Around here (meaning me), the charge to patch a tire on a standard passenger tire comes to just under $30. You’d be surprised how many people drive away on a spare or even on a flat because “that’s too much to throw a plug in a tire.”

Having said that, I spent some years working at places that used the rope-style plugs. If the puncture is straight and clean, the item is easily removed, and the tire has not been run significantly low, I have no problems with a plug.

Where you can get into trouble with plugs is when you don’t plug the original hole. Instead you make a new hole with the probe / reamer and you plug the hole you just made. You seal the original hole at the tread, but inside the tire, there are now two holes, the original one the the one you made and plugged…Air does not escape, you think the repair is good, but air will slowly be forced between the cord plies and belts, separating them…A week or a month later the tire will fail…I prefer the “Radial Plugs”, a length heavy tire cord impregnated with self-curing rubber. I insert them dry, no extra rubber cement. Follow the directions on the package…I never plug a tire that I didn’t see and remove the puncturing object. That way I can easily follow the puncture path with the probe and reamer. Otherwise, you are just guessing about the angle of the puncture path and it’s very easy to miss the path and make a second hole in the air-liner, a recipe for disaster…Also, if you can’t find the puncturing object, it might be inside the tire, another guaranteed failure…

@bscar; get well fast and don’t forget some laxatives (to prevent plugging!).

Been using rope plugs 40+ years. I have a landscape trailer rated for 2 ton that has one now and at least a few times a year hits that maximum. If done right no worries but that’s the key with anything. As a business with liability you’d be nuts to recommend anything short of the most comprehensive repair. This type of litigous climate has raised costs for consumers across the board…

Just to put things in perspective:

If we use the Ford / Firestone situation a few years back as a gauge as to what level of failure is NOT acceptable in tires (and therefore, tire repairs), the failure rate seems to be 1/2%. That’s one out of 200. I don’t think even folks who plug tires for a living would be able to perceive a number that low.

And for personal experience, I’ve had 4 tires plugged and 2 of them leaked, so I’m experiencing a 50% failure rate (and, no, I didn’t do any of them.) You could say that I am more than making up for those who say they’ve never had one leak.

It seems no one has has a horror story with using plugs. I think one person said they had one fail and start leaking. I have used plugs for a long time, the rope style kind that is. I think the key is you have to make sure you go in the existing hole with the reamer, and make sure you get out whatever caused the hole.

I have always reamed the hole, however it seems people here have had good luck without reaming.

I will be interested to see if the mail lady has her tire fixed “properly”. Again I did tell her the plug was temporary, Although I eluded to the fact I have used Tire plugs temporarily for 50k miles. The repair I did on her tire was on a nail, with the head gone. It at least got her thru her mail route if anything.

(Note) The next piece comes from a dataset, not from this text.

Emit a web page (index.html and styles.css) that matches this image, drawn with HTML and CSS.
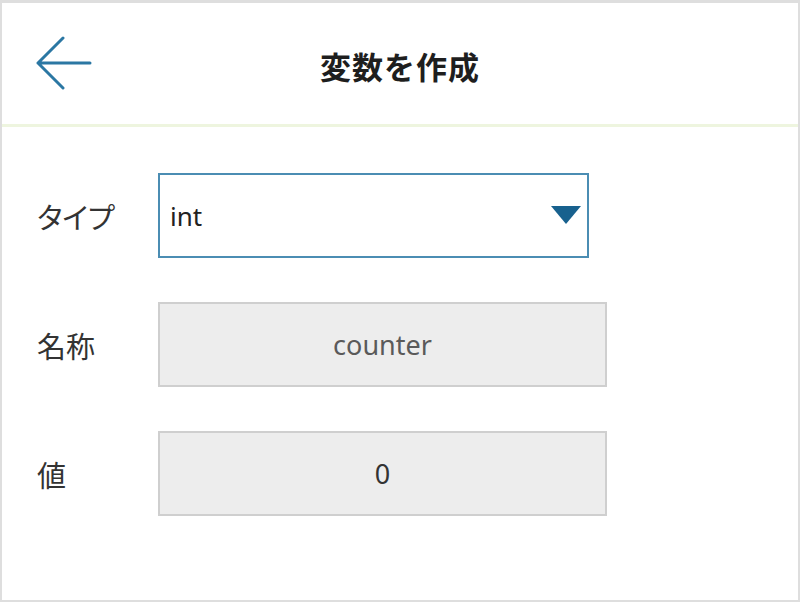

Lets here it for our old forgotten friend…The Rope Style Tire Plug.

Like someone stated above, it’s happened that the kid working the night shift at the corner service station actually makes the problem worse by not removing the nail, making a new hole next to the old one, plugging a tire that has obvious sidewall damage from being run flat, etc. The average driver just gets in the car and goes without even a glance to the tires. Next thing you know the tire is low, blows out on the freeway, and you’ve got a $22 lawsuit on your hands.

The other thing is blowouts are more dangerous these days because collectively we are losing the ability to drive cars. As a kid I was in the car for blowouts. I doubt my kids will have the same experience. Tires and cars have become so much better. On the highway, around the corner, on a gravel road, 20mph or 70, it was just something that happened. And by the time I was about 14 years old I already knew what to do, even what the car felt like a few seconds before it happened. Do they even teach that in driver’s ed anymore? Schools around here don’t even have driver’s ed anymore. We’ve got tire monitors, stability control, parking assist, etc., and I think all that has cocooned us into a false sense of safety. I don’t think people in general can drive as well as they could in the past. A blowout used to be a fact of driving. Now it can be deadly.